You haven't said what part of the world you're in -
A previous post situates the OP an hour outside New York.
I've played three Steinway grands from different periods and to my ears I felt that they didn't sound as good as my U3 upright.
I have a little knowledge of what a good tone is, played saxophone for many years but is it possible that I don't know what a good piano tone is?
I'm stuck on the Steinway.
So, to reiterate:
You despartly want a smaller, NY Steinway grand for some reason, but you failed to find one you liked better than your Yamaha U3. Is that strange?
Taste is I subjective, and the smallest Steinway is small. Unless you give more details, the quality, production date, and price point, is all unknown to us.
When we, as in many of the piano buyers on this forum, evaluate a (grand) piano, the following criteria, at the top of my head, are often reflected upon (some overlap):
Sound (per register)
Suitability for repertoire
Touch and response
Control of dynamics
History of manufacturer
All these criteria have a scale that we depending on our references evaluate against. These references can be other pianos we have played, performances we have heard, marketing, forums... and as such may or may not be relevant. Marketing is all about creating these references, so that we become confident in our buying decisions.
I have an acquaintance with a reasonable economy. He has a piano at home that in my opinion, fails on everything but price. You can hit it with a sledgehammer, but all you will ever get out is a mp. He likes it however, because that way he can play without disturbing anyone. His only criteria was sentimental value and lack of dynamics.to others these would count the other way around.
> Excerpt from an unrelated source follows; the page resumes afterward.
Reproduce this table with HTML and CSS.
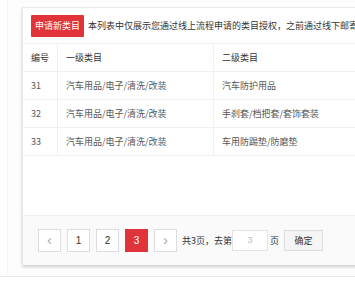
FILE: index.html
```html
<!DOCTYPE html>
<html lang="zh-CN">
<head>
<meta charset="utf-8">
<link rel="stylesheet" href="styles.css">
</head>
<body>
<div class="page">
  <div class="card">
    <div class="toolbar">
      <span class="btn-apply">申请新类目</span>
      <span class="notice">本列表中仅展示您通过线上流程申请的类目授权，之前通过线下邮寄资质申请的类目不在此展示</span>
    </div>
    <div class="table-wrap">
      <table class="cat-table">
        <thead>
          <tr><th class="c-id">编号</th><th class="c-l1">一级类目</th><th class="c-l2">二级类目</th></tr>
        </thead>
        <tbody>
          <tr><td class="c-id">31</td><td class="c-l1">汽车用品/电子/清洗/改装</td><td class="c-l2">汽车防护用品</td></tr>
          <tr><td class="c-id">32</td><td class="c-l1">汽车用品/电子/清洗/改装</td><td class="c-l2">手刹套/档把套/套饰套装</td></tr>
          <tr><td class="c-id">33</td><td class="c-l1">汽车用品/电子/清洗/改装</td><td class="c-l2">车用防踢垫/防磨垫</td></tr>
        </tbody>
      </table>
    </div>
    <div class="pager">
      <span class="pg pg-arrow">&lsaquo;</span>
      <span class="pg">1</span>
      <span class="pg">2</span>
      <span class="pg pg-active">3</span>
      <span class="pg pg-arrow pg-next">&rsaquo;</span>
      <span class="pg-text">共3页，去第</span>
      <span class="pg-input">3</span>
      <span class="pg-text">页</span>
      <span class="pg-ok">确定</span>
    </div>
  </div>
  <div class="bottom-line"></div>
</div>
</body>
</html>
```

FILE: styles.css
```css
html, body {
  margin: 0;
  padding: 0;
}
body {
  width: 355px;
  height: 281px;
  overflow: hidden;
  background: #ffffff;
  font-family: "Noto Sans CJK SC", "Noto Sans", sans-serif;
  font-size: 9px;
  color: #333;
}
.page {
  padding: 7px 0 0 14px;
  height: 275px;
  box-sizing: border-box;
  width: 362px;
  background: #fdfdfd;
  border-left: 1px solid #f6f6f6;
  margin-left: 7px;
  position: relative;
}
.card {
  width: 360px;
  height: 257px;
  background: #fff;
  border-top: 1px solid #ececec;
  border-left: 1px solid #e6e6e6;
  box-shadow: 0 2px 3px rgba(0,0,0,0.18);
  display: flex;
  flex-direction: column;
}
.toolbar {
  height: 36px;
  box-sizing: border-box;
  display: flex;
  align-items: center;
  padding-left: 8px;
  border-bottom: 1px solid #eeeeee;
  white-space: nowrap;
  overflow: hidden;
}
.btn-apply {
  display: inline-block;
  width: 53px;
  height: 22px;
  line-height: 22px;
  text-align: center;
  background: #e1333a;
  color: #fff;
  font-size: 9px;
  border-radius: 1px;
  flex: none;
}
.notice {
  margin-left: 4px;
  color: #333;
  font-size: 9px;
}
.table-wrap {
  height: 171px;
  border-bottom: 1px solid #f0f0f0;
}
.cat-table {
  border-collapse: collapse;
  width: 400px;
  table-layout: fixed;
}
.cat-table th, .cat-table td {
  height: 27px;
  padding: 0 0 0 8px;
  text-align: left;
  font-weight: normal;
  font-size: 9px;
  border-bottom: 1px solid #f0f0f0;
  border-right: 1px solid #f0f0f0;
  white-space: nowrap;
  color: #555;
}
.cat-table th {
  color: #333;
}
.c-id { width: 26px; }
.c-l1 { width: 147px; }
.pager {
  flex: 1;
  background: #fafafa;
  display: flex;
  align-items: center;
  padding: 0 0 0 15px;
}
.pg {
  display: inline-block;
  width: 21px;
  height: 21px;
  line-height: 21px;
  text-align: center;
  border: 1px solid #dddddd;
  background: #fff;
  color: #333;
  margin-right: 6px;
  font-family: "Liberation Sans", sans-serif;
  font-size: 10px;
}
.pg-arrow {
  color: #aaa;
  font-size: 15px;
  line-height: 19px;
}
.pg-active {
  background: #e1333a;
  border-color: #e1333a;
  color: #fff;
}
.pg-next {
  margin-right: 5px;
}
.pg-text {
  color: #333;
  font-size: 9px;
}
.pg-input {
  display: inline-block;
  width: 34px;
  height: 19px;
  line-height: 19px;
  border: 1px solid #e3e3e3;
  background: #fff;
  text-align: center;
  color: #bbb;
  margin: 0 2px 0 0;
  font-family: "Liberation Sans", sans-serif;
  font-size: 9px;
}
.pg-ok {
  display: inline-block;
  width: 37px;
  height: 19px;
  line-height: 19px;
  border: 1px solid #dcdcdc;
  background: #f5f5f5;
  text-align: center;
  margin-left: 5px;
  color: #333;
  font-size: 9px;
}
.bottom-line {
  position: absolute;
  left: -8px;
  right: 0;
  bottom: -2px;
  border-top: 1px solid #e8e8e8;
}
```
The piano that wins for us, is the one that scores the highest on our criteria list. The criteria have a threshold. Let us say you have a threshold for price at $20.100. It does not matter how good it is, you simply cannot buy; now. The now is important, because in one year from now, your price threshold might be $29.000. So all or most of the criteria may change threshold over time.
As I read you, the three Steinways you tried failed on your sound criterion, but passed other thresholds you might have had. This could sound odd if they had all beeen new grands, but apparently they were not.
I recall an interview with a Steinway artist, describing Steinway pianos as the best in the world (why not the universe while we are at it). The interviewer then quite cleverly followed up with which other brands he had played... and it turned out to be 2... some people do not hear the difference between two Steinways, and some people do not here the difference between two pianos of different brands.
I think if you want useful input, it helps to be a specific as possible on the criteria you value and why. List as much details as possible about the pianos you evaluate to prevent guesswork.
In order to develop a good understanding of good tone, you should go to as many piano venues as possible, with as many different pianos as you can find. It is time consuming to make a good buy, Do not rush it.